[Records with interface code]

"""

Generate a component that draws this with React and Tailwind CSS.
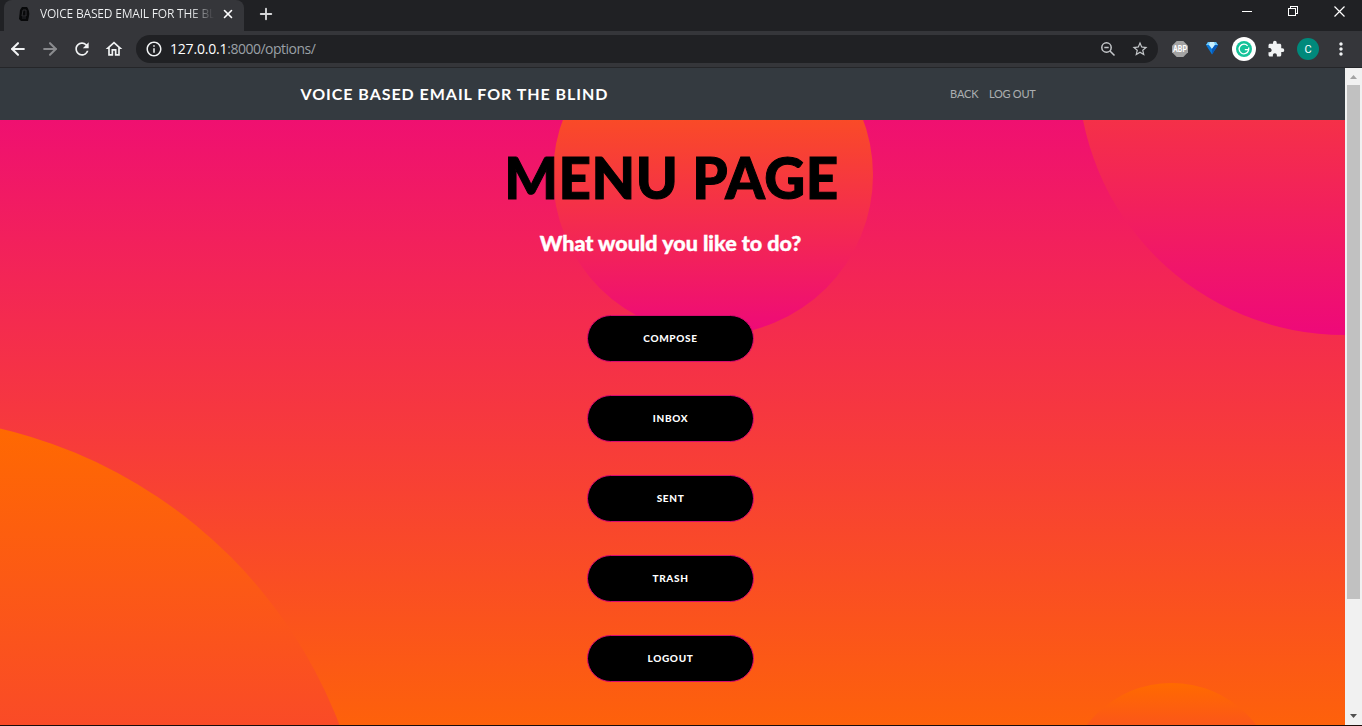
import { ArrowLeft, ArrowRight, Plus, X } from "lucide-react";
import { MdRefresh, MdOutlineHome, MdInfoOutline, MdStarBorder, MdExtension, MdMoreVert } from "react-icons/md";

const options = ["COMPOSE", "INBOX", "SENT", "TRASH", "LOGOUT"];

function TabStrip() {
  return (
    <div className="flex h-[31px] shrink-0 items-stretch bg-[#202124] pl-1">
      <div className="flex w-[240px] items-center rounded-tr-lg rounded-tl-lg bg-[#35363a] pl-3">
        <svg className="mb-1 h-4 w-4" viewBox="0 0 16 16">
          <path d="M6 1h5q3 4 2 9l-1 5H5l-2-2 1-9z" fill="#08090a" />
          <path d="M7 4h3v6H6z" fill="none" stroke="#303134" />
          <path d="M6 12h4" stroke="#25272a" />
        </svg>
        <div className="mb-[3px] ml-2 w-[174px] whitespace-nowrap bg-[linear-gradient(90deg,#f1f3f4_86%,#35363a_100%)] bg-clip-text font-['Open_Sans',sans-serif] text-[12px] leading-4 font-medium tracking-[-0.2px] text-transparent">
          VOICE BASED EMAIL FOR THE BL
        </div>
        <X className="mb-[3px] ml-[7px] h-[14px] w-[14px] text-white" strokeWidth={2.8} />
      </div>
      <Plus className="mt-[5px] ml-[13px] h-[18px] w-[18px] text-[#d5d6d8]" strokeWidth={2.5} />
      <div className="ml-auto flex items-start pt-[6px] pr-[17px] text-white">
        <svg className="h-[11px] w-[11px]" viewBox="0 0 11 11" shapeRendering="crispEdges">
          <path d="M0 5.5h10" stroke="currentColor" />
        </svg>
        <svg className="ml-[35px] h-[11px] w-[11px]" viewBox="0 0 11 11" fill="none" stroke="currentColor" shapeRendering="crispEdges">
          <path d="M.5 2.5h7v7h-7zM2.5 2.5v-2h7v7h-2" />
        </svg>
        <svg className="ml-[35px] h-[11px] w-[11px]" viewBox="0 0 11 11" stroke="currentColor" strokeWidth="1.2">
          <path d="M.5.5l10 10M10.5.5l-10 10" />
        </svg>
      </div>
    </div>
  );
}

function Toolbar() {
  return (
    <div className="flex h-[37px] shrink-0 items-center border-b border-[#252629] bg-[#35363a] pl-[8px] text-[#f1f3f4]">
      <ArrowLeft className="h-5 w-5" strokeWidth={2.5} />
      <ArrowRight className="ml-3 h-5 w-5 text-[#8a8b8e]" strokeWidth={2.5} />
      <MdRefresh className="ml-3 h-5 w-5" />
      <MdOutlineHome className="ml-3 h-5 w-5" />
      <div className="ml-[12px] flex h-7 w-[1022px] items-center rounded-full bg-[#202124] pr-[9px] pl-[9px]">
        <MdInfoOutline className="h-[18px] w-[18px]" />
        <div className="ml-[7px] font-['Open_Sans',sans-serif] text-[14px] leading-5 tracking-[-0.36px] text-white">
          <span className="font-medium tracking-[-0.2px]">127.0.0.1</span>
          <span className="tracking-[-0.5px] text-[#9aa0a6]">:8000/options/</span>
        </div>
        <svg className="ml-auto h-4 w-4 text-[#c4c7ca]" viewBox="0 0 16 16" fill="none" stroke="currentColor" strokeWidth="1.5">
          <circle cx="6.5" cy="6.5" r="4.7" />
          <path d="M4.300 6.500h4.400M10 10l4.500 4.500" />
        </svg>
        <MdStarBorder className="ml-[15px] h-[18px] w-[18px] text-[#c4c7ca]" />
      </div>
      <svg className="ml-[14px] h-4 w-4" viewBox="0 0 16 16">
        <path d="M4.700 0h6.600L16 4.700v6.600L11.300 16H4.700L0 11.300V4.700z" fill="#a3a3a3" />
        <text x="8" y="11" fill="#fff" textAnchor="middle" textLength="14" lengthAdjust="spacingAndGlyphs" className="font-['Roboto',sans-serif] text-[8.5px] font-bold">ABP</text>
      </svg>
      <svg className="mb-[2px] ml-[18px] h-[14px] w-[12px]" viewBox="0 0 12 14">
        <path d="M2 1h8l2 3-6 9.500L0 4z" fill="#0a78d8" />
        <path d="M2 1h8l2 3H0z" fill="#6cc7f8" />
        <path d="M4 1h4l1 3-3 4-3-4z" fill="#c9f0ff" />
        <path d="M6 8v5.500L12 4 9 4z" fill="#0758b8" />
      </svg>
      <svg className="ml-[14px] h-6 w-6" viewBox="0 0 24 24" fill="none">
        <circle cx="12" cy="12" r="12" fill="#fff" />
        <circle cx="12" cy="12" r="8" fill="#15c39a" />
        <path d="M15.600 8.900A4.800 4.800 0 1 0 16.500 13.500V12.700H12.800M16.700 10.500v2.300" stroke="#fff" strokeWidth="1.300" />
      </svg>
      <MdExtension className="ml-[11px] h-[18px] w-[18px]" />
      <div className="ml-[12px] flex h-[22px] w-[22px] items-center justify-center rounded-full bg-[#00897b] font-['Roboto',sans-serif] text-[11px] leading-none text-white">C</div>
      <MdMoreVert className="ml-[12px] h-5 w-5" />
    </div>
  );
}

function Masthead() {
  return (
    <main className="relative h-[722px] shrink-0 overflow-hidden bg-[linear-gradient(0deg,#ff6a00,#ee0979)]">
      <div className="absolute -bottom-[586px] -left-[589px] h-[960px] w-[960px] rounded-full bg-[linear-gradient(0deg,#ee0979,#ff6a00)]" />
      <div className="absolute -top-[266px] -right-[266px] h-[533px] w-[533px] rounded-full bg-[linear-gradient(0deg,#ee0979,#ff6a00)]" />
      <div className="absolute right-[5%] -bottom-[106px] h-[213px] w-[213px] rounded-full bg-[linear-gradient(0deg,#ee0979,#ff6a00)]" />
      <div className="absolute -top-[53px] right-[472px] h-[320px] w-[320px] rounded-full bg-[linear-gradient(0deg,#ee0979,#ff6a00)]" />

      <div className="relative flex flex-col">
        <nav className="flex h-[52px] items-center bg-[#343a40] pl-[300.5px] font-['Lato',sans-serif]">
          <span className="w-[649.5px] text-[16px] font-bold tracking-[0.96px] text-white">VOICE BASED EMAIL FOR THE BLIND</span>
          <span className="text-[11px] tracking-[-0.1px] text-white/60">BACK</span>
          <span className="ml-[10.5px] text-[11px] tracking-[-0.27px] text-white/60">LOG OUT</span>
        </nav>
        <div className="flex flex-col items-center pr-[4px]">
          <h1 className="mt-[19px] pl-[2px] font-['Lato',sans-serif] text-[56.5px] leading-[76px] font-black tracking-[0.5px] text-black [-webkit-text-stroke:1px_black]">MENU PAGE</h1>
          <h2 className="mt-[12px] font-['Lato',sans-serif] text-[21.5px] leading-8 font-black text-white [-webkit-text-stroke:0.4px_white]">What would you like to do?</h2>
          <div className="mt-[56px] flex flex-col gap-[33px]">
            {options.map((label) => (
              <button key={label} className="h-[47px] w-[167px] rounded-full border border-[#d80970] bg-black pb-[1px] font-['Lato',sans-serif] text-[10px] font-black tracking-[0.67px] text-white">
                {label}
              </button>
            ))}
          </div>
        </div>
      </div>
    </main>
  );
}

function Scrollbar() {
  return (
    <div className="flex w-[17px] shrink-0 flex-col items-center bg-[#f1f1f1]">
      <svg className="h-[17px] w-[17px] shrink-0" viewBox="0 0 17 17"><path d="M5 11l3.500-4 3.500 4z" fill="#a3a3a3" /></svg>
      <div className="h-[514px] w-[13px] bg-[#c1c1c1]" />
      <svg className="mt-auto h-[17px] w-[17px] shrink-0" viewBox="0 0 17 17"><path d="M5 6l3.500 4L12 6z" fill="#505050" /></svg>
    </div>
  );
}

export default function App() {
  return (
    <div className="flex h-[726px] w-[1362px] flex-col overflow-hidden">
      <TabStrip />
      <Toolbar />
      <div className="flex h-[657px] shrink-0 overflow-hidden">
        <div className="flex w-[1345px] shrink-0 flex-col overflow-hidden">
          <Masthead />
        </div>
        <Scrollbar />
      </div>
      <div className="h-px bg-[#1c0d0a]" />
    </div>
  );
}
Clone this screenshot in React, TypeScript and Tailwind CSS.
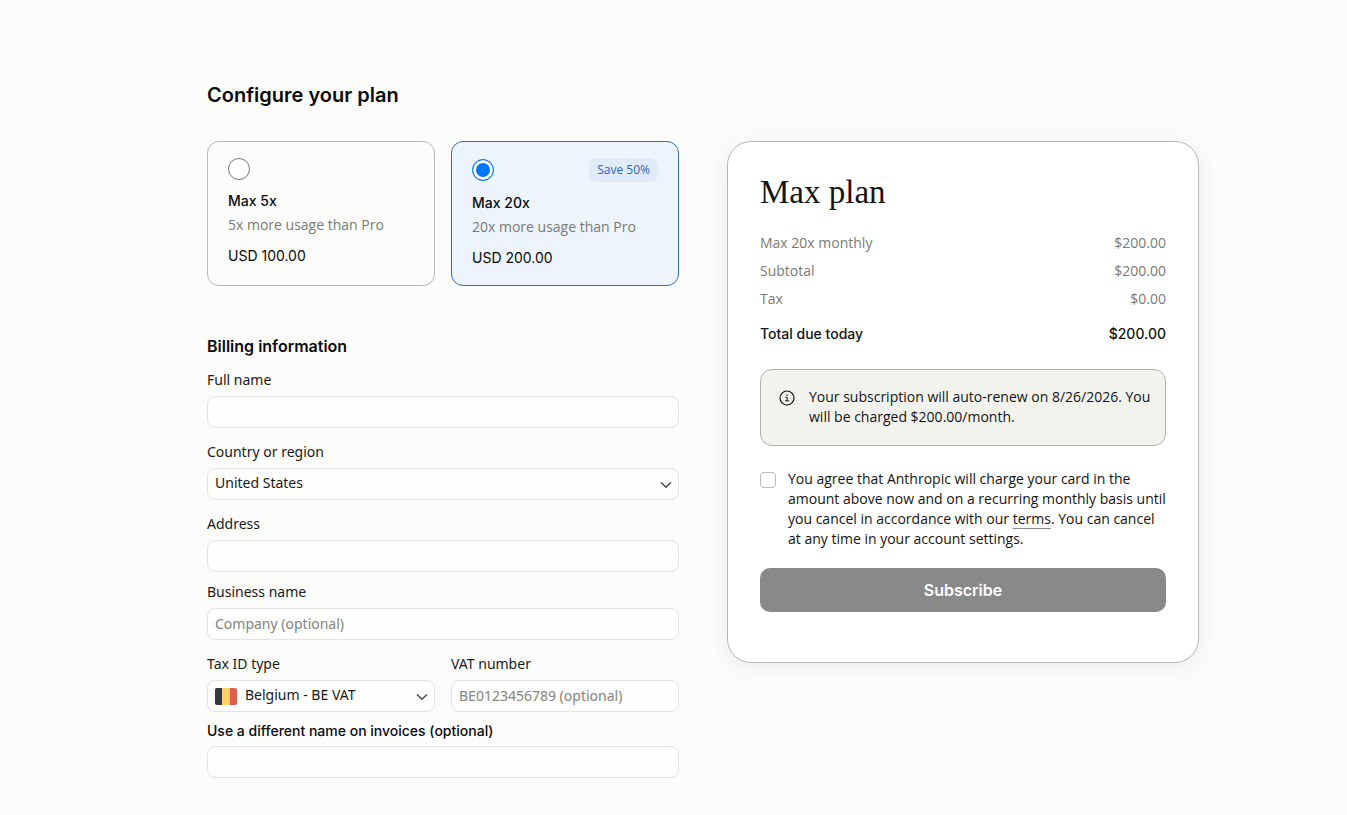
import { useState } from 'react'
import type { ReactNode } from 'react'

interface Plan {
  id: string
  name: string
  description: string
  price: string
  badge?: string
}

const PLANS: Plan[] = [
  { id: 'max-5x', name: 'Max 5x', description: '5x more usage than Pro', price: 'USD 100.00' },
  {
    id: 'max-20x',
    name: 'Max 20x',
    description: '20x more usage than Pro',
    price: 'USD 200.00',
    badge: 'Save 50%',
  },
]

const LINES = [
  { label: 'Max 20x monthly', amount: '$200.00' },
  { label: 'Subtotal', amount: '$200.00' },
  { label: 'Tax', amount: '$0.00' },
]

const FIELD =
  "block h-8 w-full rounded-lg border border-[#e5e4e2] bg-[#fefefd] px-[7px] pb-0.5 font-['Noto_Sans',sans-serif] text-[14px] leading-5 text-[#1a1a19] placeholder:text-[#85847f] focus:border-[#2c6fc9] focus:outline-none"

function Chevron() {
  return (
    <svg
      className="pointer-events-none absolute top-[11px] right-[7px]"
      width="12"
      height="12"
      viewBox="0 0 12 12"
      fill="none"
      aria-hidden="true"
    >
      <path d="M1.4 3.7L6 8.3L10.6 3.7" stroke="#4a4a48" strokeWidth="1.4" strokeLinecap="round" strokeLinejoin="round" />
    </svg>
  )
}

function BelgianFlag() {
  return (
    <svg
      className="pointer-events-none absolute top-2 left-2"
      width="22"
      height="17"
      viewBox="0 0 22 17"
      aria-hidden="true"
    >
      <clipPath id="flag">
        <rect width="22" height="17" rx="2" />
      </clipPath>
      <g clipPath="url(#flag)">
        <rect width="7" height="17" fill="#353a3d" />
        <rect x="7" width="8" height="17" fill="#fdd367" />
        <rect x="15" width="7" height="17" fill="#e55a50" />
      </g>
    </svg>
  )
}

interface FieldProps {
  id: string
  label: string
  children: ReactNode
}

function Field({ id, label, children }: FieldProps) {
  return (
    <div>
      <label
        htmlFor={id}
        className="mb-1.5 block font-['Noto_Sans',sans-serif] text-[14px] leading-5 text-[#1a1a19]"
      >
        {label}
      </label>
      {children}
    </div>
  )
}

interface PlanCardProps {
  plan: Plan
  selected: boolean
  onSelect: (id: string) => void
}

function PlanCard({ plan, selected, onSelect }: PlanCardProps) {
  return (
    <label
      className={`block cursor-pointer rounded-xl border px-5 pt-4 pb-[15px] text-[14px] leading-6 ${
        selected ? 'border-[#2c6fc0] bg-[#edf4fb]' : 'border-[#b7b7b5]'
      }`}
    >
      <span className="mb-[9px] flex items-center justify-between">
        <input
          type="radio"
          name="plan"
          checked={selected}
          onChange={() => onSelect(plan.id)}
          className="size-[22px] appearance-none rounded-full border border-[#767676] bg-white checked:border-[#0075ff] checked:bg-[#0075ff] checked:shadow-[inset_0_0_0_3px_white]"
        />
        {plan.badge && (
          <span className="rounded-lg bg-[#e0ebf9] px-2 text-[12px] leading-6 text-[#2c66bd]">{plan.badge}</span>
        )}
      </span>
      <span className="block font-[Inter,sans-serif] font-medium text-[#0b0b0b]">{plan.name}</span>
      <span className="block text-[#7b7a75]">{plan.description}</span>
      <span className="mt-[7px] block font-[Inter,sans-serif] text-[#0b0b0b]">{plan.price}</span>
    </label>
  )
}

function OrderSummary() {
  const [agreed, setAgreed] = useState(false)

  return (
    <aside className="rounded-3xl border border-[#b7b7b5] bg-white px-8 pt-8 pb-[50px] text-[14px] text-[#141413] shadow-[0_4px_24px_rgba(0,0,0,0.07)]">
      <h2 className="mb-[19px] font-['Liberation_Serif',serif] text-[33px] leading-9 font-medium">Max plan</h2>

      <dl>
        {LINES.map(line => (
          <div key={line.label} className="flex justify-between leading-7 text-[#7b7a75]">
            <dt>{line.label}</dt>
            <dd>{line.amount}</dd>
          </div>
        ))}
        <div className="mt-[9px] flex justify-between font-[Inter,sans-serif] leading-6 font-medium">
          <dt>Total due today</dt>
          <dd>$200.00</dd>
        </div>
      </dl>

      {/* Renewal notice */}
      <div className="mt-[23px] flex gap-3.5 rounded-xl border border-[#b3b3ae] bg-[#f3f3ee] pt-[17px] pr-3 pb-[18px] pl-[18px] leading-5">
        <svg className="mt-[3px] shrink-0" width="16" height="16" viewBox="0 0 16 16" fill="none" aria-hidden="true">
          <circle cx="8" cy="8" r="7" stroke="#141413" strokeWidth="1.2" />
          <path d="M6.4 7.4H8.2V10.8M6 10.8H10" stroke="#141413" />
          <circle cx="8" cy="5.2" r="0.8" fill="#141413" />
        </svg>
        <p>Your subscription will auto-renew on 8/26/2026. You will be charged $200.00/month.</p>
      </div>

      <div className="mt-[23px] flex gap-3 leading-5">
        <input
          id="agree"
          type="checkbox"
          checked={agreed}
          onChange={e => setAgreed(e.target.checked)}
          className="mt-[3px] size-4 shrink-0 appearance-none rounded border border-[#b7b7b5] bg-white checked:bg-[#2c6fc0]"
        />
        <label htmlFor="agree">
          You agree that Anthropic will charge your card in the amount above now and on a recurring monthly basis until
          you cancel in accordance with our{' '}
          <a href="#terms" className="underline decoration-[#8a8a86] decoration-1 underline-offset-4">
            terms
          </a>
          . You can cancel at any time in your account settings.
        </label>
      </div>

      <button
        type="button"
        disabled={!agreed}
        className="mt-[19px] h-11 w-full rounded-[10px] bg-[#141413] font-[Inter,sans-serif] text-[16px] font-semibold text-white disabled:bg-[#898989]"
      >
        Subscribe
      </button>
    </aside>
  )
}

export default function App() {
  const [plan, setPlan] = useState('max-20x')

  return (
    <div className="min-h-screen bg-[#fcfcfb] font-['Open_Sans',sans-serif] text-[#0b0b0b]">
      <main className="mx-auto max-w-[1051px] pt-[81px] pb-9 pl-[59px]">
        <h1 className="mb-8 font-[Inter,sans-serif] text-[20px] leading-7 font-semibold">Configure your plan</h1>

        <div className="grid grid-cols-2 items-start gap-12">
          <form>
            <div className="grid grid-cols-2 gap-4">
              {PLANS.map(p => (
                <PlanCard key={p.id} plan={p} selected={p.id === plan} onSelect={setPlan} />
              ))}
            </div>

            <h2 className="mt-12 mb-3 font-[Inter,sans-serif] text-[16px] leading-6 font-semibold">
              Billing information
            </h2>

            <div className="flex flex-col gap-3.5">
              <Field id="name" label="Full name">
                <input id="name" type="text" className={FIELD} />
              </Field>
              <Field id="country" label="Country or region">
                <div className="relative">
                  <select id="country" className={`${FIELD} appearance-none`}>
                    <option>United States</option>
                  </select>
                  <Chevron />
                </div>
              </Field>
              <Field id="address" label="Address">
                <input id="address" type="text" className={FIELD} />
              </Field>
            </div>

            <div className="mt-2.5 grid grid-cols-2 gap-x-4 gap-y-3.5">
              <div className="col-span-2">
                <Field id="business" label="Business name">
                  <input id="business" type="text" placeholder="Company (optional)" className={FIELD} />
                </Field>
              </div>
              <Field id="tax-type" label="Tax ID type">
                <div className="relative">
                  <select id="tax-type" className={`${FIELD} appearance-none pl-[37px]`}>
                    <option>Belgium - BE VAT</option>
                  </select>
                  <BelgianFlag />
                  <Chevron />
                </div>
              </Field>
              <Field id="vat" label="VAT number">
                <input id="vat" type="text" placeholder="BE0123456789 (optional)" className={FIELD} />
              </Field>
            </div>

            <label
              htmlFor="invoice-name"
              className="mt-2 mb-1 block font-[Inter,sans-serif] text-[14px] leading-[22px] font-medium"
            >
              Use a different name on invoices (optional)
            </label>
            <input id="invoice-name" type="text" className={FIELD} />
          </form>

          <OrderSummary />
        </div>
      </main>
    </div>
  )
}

"""

WHAT IS BEING ASKED
All lines above containing the string "that" are to be collected.

EXERCISE RESPONSE
Generate a component that draws this with React and Tailwind CSS.
          You agree that Anthropic will charge your card in the amount above now and on a recurring monthly basis until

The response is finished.